▶ _Exercise_
Copy out the lines that include the word "styles".
--- Data provided ---
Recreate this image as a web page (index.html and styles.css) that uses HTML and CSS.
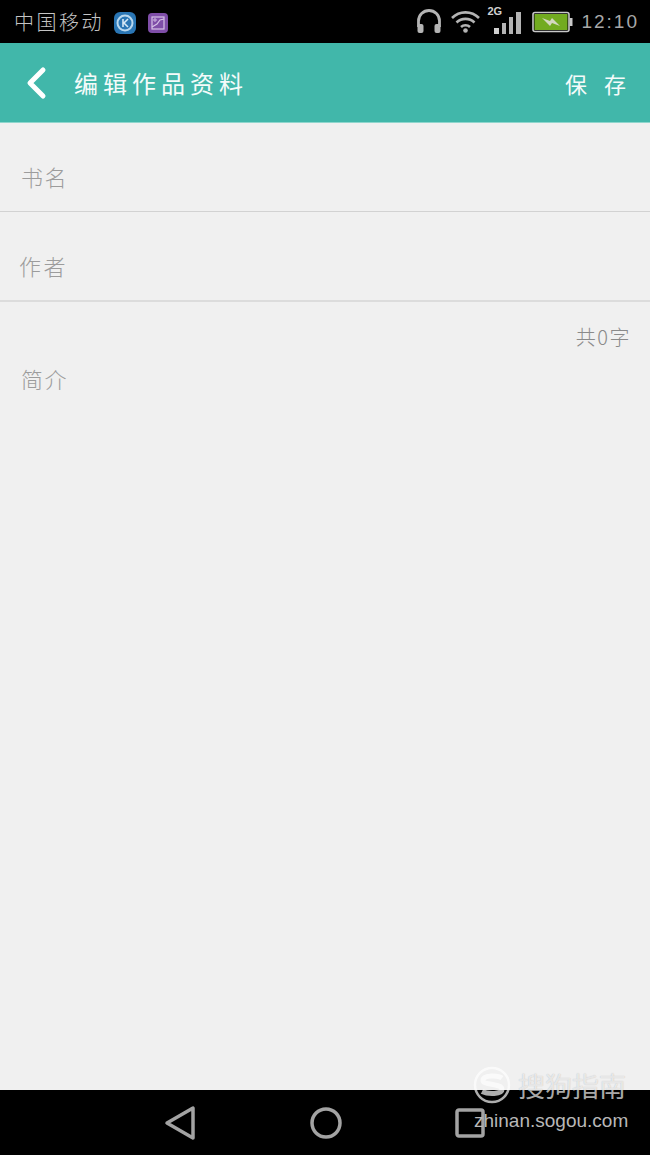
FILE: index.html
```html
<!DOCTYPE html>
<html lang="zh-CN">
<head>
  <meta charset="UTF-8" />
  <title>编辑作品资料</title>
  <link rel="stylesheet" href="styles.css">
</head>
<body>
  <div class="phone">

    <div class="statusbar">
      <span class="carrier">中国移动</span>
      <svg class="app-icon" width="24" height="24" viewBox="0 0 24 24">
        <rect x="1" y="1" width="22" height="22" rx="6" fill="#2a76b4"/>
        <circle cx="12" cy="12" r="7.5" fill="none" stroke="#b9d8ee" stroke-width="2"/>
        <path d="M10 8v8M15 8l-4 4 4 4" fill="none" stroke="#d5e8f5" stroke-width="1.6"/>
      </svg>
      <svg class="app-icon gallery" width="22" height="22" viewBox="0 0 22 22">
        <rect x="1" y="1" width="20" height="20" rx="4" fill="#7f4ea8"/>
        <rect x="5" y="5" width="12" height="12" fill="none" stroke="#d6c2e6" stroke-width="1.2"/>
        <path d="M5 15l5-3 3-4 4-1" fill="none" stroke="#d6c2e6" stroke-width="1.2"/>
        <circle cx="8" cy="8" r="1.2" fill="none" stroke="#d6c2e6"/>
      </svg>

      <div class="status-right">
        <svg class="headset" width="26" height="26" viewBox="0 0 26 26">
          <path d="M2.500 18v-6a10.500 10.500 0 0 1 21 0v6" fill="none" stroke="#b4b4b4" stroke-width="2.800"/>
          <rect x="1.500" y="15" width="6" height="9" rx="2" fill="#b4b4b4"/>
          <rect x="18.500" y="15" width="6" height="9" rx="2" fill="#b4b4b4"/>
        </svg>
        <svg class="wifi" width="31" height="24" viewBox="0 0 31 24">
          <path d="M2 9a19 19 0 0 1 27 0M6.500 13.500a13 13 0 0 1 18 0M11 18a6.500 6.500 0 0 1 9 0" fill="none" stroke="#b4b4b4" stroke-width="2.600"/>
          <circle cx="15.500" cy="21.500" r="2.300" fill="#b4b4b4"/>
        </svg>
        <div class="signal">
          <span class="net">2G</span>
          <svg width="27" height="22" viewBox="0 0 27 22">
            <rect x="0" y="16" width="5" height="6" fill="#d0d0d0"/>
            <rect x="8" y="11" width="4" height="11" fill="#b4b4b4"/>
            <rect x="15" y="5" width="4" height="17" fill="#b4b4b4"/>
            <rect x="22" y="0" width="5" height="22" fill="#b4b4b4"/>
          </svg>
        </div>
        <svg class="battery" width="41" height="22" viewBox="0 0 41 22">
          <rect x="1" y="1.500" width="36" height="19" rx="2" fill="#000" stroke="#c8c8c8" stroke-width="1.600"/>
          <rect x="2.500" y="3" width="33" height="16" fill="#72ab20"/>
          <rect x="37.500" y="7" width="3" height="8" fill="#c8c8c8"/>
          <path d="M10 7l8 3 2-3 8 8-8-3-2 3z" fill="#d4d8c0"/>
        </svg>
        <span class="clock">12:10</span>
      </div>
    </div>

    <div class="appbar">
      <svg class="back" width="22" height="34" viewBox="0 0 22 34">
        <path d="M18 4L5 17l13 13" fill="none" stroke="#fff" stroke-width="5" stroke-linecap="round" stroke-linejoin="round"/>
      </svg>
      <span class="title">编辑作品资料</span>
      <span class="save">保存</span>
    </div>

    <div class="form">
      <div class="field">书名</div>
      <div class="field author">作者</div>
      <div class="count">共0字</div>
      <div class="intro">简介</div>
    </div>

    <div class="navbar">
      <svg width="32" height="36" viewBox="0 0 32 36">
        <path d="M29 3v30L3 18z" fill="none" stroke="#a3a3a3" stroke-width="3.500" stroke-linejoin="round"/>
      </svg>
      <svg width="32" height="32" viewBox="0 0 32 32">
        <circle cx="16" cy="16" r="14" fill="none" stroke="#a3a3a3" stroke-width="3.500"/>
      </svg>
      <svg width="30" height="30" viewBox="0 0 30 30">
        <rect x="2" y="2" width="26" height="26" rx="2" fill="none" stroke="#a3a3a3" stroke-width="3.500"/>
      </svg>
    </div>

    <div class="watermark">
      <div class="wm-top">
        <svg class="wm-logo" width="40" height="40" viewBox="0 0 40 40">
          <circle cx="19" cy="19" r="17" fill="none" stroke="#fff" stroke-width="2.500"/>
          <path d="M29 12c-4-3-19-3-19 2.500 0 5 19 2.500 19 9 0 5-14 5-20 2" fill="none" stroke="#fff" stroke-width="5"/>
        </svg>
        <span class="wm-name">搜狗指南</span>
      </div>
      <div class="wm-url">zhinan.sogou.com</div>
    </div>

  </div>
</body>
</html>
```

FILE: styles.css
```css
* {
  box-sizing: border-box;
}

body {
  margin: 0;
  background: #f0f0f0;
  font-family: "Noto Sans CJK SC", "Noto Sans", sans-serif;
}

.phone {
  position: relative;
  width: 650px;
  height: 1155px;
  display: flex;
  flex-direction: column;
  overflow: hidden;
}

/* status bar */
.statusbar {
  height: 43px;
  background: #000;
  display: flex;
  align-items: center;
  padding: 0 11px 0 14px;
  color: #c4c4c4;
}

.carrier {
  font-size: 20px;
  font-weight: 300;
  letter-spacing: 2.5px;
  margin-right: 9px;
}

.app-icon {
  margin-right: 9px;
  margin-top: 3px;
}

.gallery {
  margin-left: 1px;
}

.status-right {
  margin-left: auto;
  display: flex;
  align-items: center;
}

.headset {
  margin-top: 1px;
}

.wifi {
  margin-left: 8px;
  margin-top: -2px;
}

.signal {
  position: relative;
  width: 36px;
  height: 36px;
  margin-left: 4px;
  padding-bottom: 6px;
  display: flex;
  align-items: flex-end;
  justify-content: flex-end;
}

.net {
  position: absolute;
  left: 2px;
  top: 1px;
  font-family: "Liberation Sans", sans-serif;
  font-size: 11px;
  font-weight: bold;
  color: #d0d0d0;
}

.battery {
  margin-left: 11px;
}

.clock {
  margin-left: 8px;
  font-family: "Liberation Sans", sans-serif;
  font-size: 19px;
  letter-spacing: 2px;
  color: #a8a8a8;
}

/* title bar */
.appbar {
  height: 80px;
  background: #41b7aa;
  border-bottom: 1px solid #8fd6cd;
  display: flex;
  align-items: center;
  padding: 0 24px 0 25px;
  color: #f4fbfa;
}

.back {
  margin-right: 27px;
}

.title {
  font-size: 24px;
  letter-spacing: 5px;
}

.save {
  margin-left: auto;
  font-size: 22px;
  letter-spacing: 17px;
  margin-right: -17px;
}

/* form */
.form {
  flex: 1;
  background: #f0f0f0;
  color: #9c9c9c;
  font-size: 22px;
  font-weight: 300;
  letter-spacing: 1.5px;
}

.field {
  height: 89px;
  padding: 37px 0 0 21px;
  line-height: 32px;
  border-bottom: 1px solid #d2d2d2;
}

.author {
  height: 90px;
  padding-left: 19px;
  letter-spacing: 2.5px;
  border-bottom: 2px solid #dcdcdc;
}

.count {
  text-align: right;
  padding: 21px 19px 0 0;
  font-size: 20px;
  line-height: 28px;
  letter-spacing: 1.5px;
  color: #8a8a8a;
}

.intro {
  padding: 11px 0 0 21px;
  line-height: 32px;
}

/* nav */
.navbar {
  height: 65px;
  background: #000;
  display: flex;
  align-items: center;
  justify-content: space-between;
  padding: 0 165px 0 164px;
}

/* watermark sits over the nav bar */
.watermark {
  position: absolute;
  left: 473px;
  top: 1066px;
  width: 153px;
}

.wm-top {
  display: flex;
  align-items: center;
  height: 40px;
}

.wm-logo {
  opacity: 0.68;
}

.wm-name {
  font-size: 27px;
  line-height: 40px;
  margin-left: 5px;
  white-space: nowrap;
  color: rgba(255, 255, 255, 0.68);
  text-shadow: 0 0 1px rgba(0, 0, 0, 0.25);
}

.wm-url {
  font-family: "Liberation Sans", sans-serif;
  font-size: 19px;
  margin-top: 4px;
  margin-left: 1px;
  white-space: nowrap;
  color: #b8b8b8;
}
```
---
▶ _Reply to the task_
Recreate this image as a web page (index.html and styles.css) that uses HTML and CSS.
  <link rel="stylesheet" href="styles.css">
FILE: styles.css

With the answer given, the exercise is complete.